* Start Data excerpt *

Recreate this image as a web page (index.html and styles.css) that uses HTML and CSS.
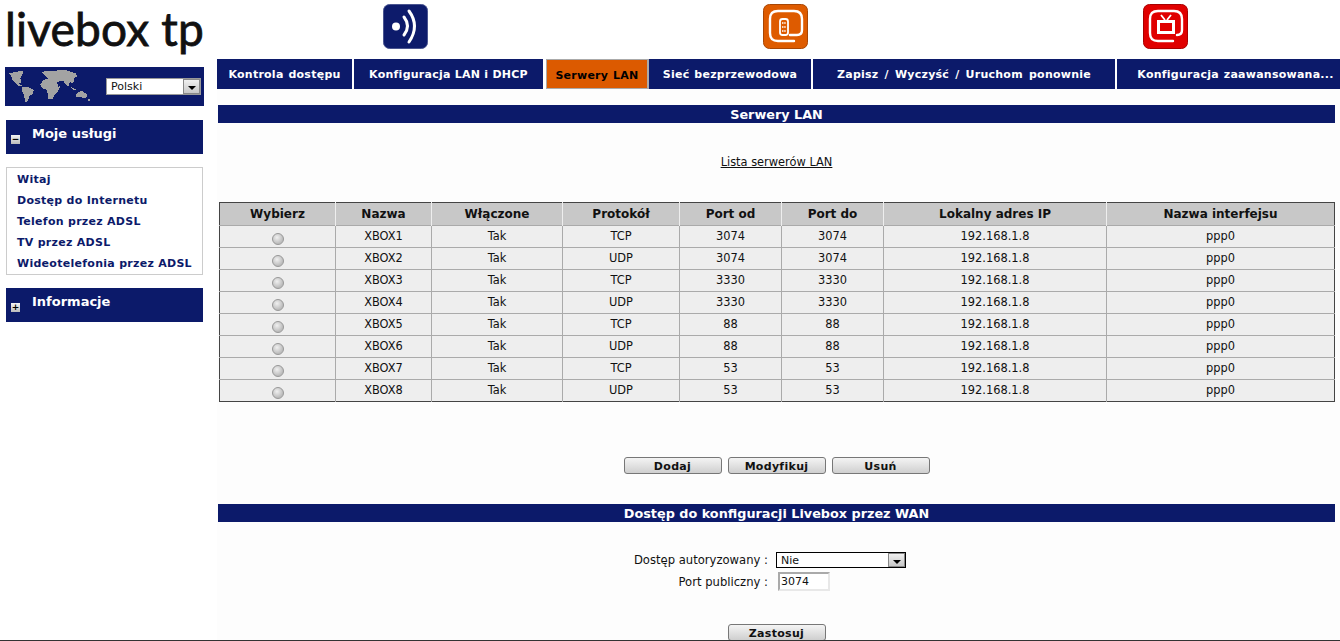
FILE: index.html
```html
<!DOCTYPE html>
<html lang="pl">
<head>
<meta charset="utf-8">
<title>Livebox</title>
<link rel="stylesheet" href="styles.css">
</head>
<body>
<div class="page">
<aside class="side">
  <div class="logo">livebox tp</div>
  <div class="lang">
    <svg class="map" width="90" height="40" viewBox="0 0 270 120" shape-rendering="crispEdges"><path fill="#a3a3a3" d="M10 22L22 20 40 16 52 14 56 22 50 28 46 38 50 48 42 52 52 60 40 60 30 50 22 40 18 30zM52 62L68 62 86 72 84 82 74 90 66 108 60 108 58 90 52 78zM108 18L130 14 150 14 180 12 212 22 216 32 208 36 206 48 200 52 196 46 190 60 182 56 176 46 164 46 156 50 160 62 166 60 158 76 146 90 144 98 130 98 126 72 112 66 106 56 114 42 128 38 120 30zM196 62L216 72 206 74zM214 84L228 74 246 84 244 96 226 94 214 94zM248 100L254 100 254 104 248 104z"/></svg>
    <div class="selectwrap lang-select"><select class="sel"><option>Polski</option></select><span class="arrow"></span></div>
  </div>
  <div class="panel"><span class="tog">−</span><span class="panel-t">Moje usługi</span></div>
  <ul class="menu">
    <li>Witaj</li>
    <li>Dostęp do Internetu</li>
    <li>Telefon przez ADSL</li>
    <li>TV przez ADSL</li>
    <li>Wideotelefonia przez ADSL</li>
  </ul>
  <div class="panel panel-b"><span class="tog">+</span><span class="panel-t">Informacje</span></div>
</aside>
<main class="main">
  <div class="icons">
    <svg class="ico" width="45" height="45" viewBox="0 0 45 45"><rect x=".5" y=".5" width="44" height="44" rx="6" fill="#0d1b6b" stroke="#4a5590"/><circle cx="13" cy="22.5" r="4" fill="#fff"/><path d="M21 13q7 9 0 18M26 7q11 15 0 31" fill="none" stroke="#fff" stroke-width="3" stroke-linecap="round"/></svg>
    <svg class="ico" width="45" height="45" viewBox="0 0 45 45"><rect x=".5" y=".5" width="44" height="44" rx="6" fill="#de5b00" stroke="#a84604"/><path d="M31 37H15Q7 37 7 29V15Q7 7 15 7H31Q39 7 39 15V26Q39 31 34 31H27" fill="none" stroke="#fff" stroke-width="2.4" stroke-linecap="round"/><rect x="17" y="15" width="8" height="16" rx="2.5" fill="none" stroke="#fff" stroke-width="1.8"/><path d="M19 19h4M19 23h4M19 27h4" stroke="#fff" stroke-width="1.6" stroke-dasharray="1.5 .7"/></svg>
    <svg class="ico" width="45" height="45" viewBox="0 0 45 45"><rect x=".5" y=".5" width="44" height="44" rx="6" fill="#e00000" stroke="#a80000"/><path d="M30 37H15Q7 37 7 29V15Q7 7 15 7H31Q39 7 39 15V26Q39 31 34 31" fill="none" stroke="#fff" stroke-width="2.4" stroke-linecap="round"/><rect x="15.500" y="17.500" width="15" height="11" fill="none" stroke="#fff" stroke-width="3"/><path d="M22 16l-4-5M24 16l4-5" stroke="#fff" stroke-width="1.8"/></svg>
  </div>
  <nav class="tabs">
    <div class="tab t1">Kontrola dostępu</div>
    <div class="tab t2">Konfiguracja LAN i DHCP</div>
    <div class="tab t3 on">Serwery LAN</div>
    <div class="tab t4">Sieć bezprzewodowa</div>
    <div class="tab t5">Zapisz / Wyczyść / Uruchom ponownie</div>
    <div class="tab t6">Konfiguracja zaawansowana...</div>
  </nav>
  <section class="content">
    <h2 class="bar">Serwery LAN</h2>
    <p class="linkline"><a class="lnk" href="#">Lista serwerów LAN</a></p>
    <table class="grid">
      <colgroup><col class="c1"><col class="c2"><col class="c3"><col class="c4"><col class="c5"><col class="c6"><col class="c7"><col class="c8"></colgroup>
      <thead><tr><th>Wybierz</th><th>Nazwa</th><th>Włączone</th><th>Protokół</th><th>Port od</th><th>Port do</th><th>Lokalny adres IP</th><th>Nazwa interfejsu</th></tr></thead>
      <tbody>
        <tr><td><input class="rad" type="radio" name="r"></td><td>XBOX1</td><td>Tak</td><td>TCP</td><td>3074</td><td>3074</td><td>192.168.1.8</td><td>ppp0</td></tr>
        <tr><td><input class="rad" type="radio" name="r"></td><td>XBOX2</td><td>Tak</td><td>UDP</td><td>3074</td><td>3074</td><td>192.168.1.8</td><td>ppp0</td></tr>
        <tr><td><input class="rad" type="radio" name="r"></td><td>XBOX3</td><td>Tak</td><td>TCP</td><td>3330</td><td>3330</td><td>192.168.1.8</td><td>ppp0</td></tr>
        <tr><td><input class="rad" type="radio" name="r"></td><td>XBOX4</td><td>Tak</td><td>UDP</td><td>3330</td><td>3330</td><td>192.168.1.8</td><td>ppp0</td></tr>
        <tr><td><input class="rad" type="radio" name="r"></td><td>XBOX5</td><td>Tak</td><td>TCP</td><td>88</td><td>88</td><td>192.168.1.8</td><td>ppp0</td></tr>
        <tr><td><input class="rad" type="radio" name="r"></td><td>XBOX6</td><td>Tak</td><td>UDP</td><td>88</td><td>88</td><td>192.168.1.8</td><td>ppp0</td></tr>
        <tr><td><input class="rad" type="radio" name="r"></td><td>XBOX7</td><td>Tak</td><td>TCP</td><td>53</td><td>53</td><td>192.168.1.8</td><td>ppp0</td></tr>
        <tr><td><input class="rad" type="radio" name="r"></td><td>XBOX8</td><td>Tak</td><td>UDP</td><td>53</td><td>53</td><td>192.168.1.8</td><td>ppp0</td></tr>
      </tbody>
    </table>
    <div class="btnrow"><button class="btn">Dodaj</button><button class="btn">Modyfikuj</button><button class="btn">Usuń</button></div>
    <h2 class="bar bar2">Dostęp do konfiguracji Livebox przez WAN</h2>
    <div class="form">
      <div class="frow"><label class="flab">Dostęp autoryzowany :</label><div class="selectwrap wan-select"><select class="sel"><option>Nie</option></select><span class="arrow"></span></div></div>
      <div class="frow frow2"><label class="flab">Port publiczny :</label><input class="inp" type="text" value="3074"></div>
    </div>
    <div class="btnrow btnrow2"><button class="btn">Zastosuj</button></div>
  </section>
</main>
</div>
</body>
</html>
```
FILE: styles.css
```css
* { box-sizing: border-box; }
html, body { margin: 0; height: 641px; overflow: hidden; background: #fff; }
body { font-family: "DejaVu Sans", Verdana, sans-serif; font-size: 11.4px; color: #111; }
.page { display: flex; height: 641px; border-bottom: 1px solid #333; overflow: hidden; }

.side { width: 217px; flex: none; }
.logo { height: 67px; padding: 0 0 0 5px; font-family: "Lato", sans-serif; font-size: 46px; line-height: 58px; color: #111; -webkit-text-stroke: .8px #111; letter-spacing: .2px; white-space: nowrap; }
.lang { margin-left: 5px; width: 199px; height: 39px; background: #0c1a6a; display: flex; align-items: flex-start; position: relative; overflow: hidden; }
.map { position: absolute; left: 0; top: -1px; }
.selectwrap { position: relative; }
.lang-select { margin: 11px 0 0 101px; width: 95px; height: 17px; }
.sel { appearance: none; -webkit-appearance: none; display: block; width: 100%; height: 100%; border: 1px solid #999; border-radius: 0; background: #fff; font: 11px "DejaVu Sans", sans-serif; color: #111; padding: 0 0 0 4px; }
.arrow { position: absolute; right: 1px; top: 1px; bottom: 1px; width: 17px; background: linear-gradient(#f0f0f0, #c8c8c8); border: 1px solid #888; }
.arrow::after { content: ""; position: absolute; left: 4px; top: 6px; border: 4px solid transparent; border-top: 4px solid #000; border-bottom: 0; }

.panel { margin: 14px 0 0 6px; width: 197px; height: 34px; background: #0c1a6a; color: #fff; position: relative; font-weight: bold; font-size: 13px; }
.panel-t { position: absolute; left: 26px; top: 6px; }
.tog { position: absolute; left: 5px; top: 15px; width: 9px; height: 9px; background: linear-gradient(#f4f4f4, #bbb); color: #000; font-size: 9px; line-height: 9px; text-align: center; }
.panel-b { margin-top: 13px; }
.menu { list-style: none; margin: 13px 0 0 6px; padding: 2px 0 0 10px; width: 197px; height: 108px; border: 1px solid #ccc; color: #0c1a6a; font-weight: bold; font-size: 11px; letter-spacing: .28px; }
.menu li { height: 21px; line-height: 19px; white-space: nowrap; }

.main { flex: 1; min-width: 0; }
.icons { height: 59px; padding: 4px 0 0 166px; display: flex; gap: 335px; }
.ico { display: block; flex: none; }
.tabs { display: flex; height: 30px; }
.tab { background: #0c1a6a; color: #fff; font-weight: bold; font-size: 11px; letter-spacing: .25px; word-spacing: .8px; display: flex; align-items: center; justify-content: center; white-space: nowrap; padding-top: 1px; }
.t1 { width: 135px; margin-right: 2px; }
.t2 { width: 189px; margin-right: 3px; word-spacing: 0; }
.t3 { width: 103px; }
.t4 { width: 162px; margin-right: 2px; }
.t5 { width: 302px; margin-right: 2px; word-spacing: 2px; }
.t6 { width: 223px; padding-left: 14px; }
.on { background: #dc5a00; color: #000; border: 1px solid #aaa; border-right-width: 2px; padding-top: 2px; }

.content { background: #fdfdfd; padding: 16px 5px 0 1px; height: 552px; }
.bar { margin: 0; height: 18px; background: #0c1a6a; color: #fff; font-size: 12.8px; line-height: 20px; font-weight: bold; text-align: center; }
.linkline { margin: 0; padding-top: 32px; height: 79px; text-align: center; line-height: 14px; }
.lnk { color: #111; }
.grid { margin-left: 1px; width: 1115px; table-layout: fixed; border-collapse: collapse; border: 1px solid #444; }
.c1 { width: 116px; } .c2 { width: 96px; } .c3 { width: 131px; } .c4 { width: 117px; }
.c5 { width: 102px; } .c6 { width: 102px; } .c7 { width: 223px; } .c8 { width: 228px; }
.grid th { height: 23px; background: #c8c8c8; border-left: 1px solid #eee; font-size: 12px; font-weight: bold; padding: 0; }
.grid th:first-child { border-left: 0; }
.grid td { height: 22px; background: #eee; border: 1px solid #aaa; text-align: center; padding: 0 0 2px; line-height: 14px; }
.grid td:first-child { border-left: 0; }
.grid td:last-child { border-right: 0; }
.grid tr:last-child td { border-bottom: 0; }
.rad { appearance: none; -webkit-appearance: none; display: block; width: 12px; height: 12px; margin: 4px auto -2px; border: 1px solid #999; border-radius: 50%; background: radial-gradient(circle at 40% 35%, #f0f0f0, #bbb 70%, #ddd); }

.btnrow { display: flex; justify-content: center; gap: 6px; margin-top: 55px; }
.btn { width: 98px; height: 17px; padding: 2px 0 0; border: 1px solid #777; border-radius: 3px; background: linear-gradient(#f4f4f4, #cfcfcf); font: bold 11px "DejaVu Sans", sans-serif; letter-spacing: .3px; color: #111; line-height: 14px; }
.bar2 { margin-top: 30px; }
.form { padding-top: 30px; }
.frow { display: flex; align-items: center; height: 16px; padding-left: 395px; }
.frow2 { height: 19px; margin-top: 4px; }
.flab { width: 155px; font-size: 11.6px; text-align: right; white-space: nowrap; flex: none; }
.wan-select { margin-left: 8px; width: 130px; height: 16px; }
.wan-select .sel { border-color: #000; }
.inp { margin-left: 10px; width: 52px; height: 19px; border: 2px solid #e8e8e8; border-top-color: #aaa; border-left-color: #aaa; background: #fff; font: 11px "DejaVu Sans", sans-serif; padding: 0 0 0 1px; color: #111; }
.btnrow2 { margin-top: 33px; }
```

* End Data excerpt *

● Written instruction
Tally the lines that hold the string "page" and state the total, nothing more.

● Expected answer
3